A questão do idioma é ainda pior. A falta de comunicação entre o Legacy e a torre de controle foi em grande parte pela insuficiência do inglês do controlador. Ela conta que antes de perderem a comunicação, o piloto do Legacy repetiu três vezes a altitude que se encontravam e os controladores não conseguiram entender. Como o avião estava próximo a Brasília, os pilotos entraram em contato com João Marcelo, um controlador novo, com formação rápida e reprovado anteriormente em quatro exames. “A dificuldade de encontrar pessoal é de tal ordem que eles estão colocando pessoas sem experiência para trabalhar em um Centro de Controle de Área (ACC)”, problematiza Rita.

Ela revela que há casos de controladores gagos, o que dificulta, e muito, a comunicação com os pilotos. Isso deve-se, em grande parte, pela colocação desse trabalho em segundo plano, já que os operadores se mantém no cargo até completarem uma outra formação acadêmica que dê outras possibilidades financeiras e reconhecimento profissional.

Uma questão de mobilização
Para a pesquisadora, a mudança da “óptica do lucro” só acontecerá mediante mobilização dos cidadãos, principalmente os que utilizam o tráfego aéreo, exigindo melhores condições de segurança. Ela explica que dentro de uma dimensão que diz respeito ao consumidor e a sociedade, essa situação de impunidade e de não esclarecimento das causas do acidente faz com que a insegurança se perpetue no Brasil.

“Pode soar cruel o que vou falar, mas para uma empresa que recebe $ 1,5 bilhão de dólares de seguro pelo casco de sua aeronave, produzir um acidente aéreo no Brasil é fonte de lucro. Ela paga todas suas despesas e ainda faz marketing dizendo em todos os veículos de comunicação que se solidariza com as famílias das vítimas e que estará a disposição para todas as necessidades”, aponta.

Como viúva de uma das vítimas do acidente de 1996, Rita conta que até hoje ainda aguarda uma condenação no Supremo Tribunal Federal. “Eu nunca tive um telefonema da TAM para saber se precisava de alguma coisa, assim como muitas outras famílias.”

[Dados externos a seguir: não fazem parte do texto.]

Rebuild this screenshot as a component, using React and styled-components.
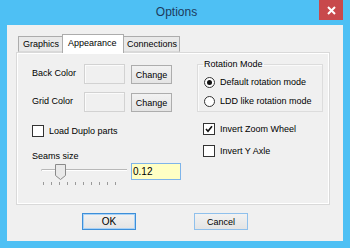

Atualmente a pesquisadora Rita de Cássia, trabalha como assistente técnica da Covisa – Coordenação de Vigilância em Saúde do Município de São Paulo, na Sub Gerência de Saúde do Trabalhador, foi convidada, pelo Ministério Público do Trabalho a participar da ação que investigará as condições de saúde do controlador de tráfego aéreo na atual conjuntura, após a deflagração da fragilidade deste sistema, como era previsto neste estudo finalizado há seis anos.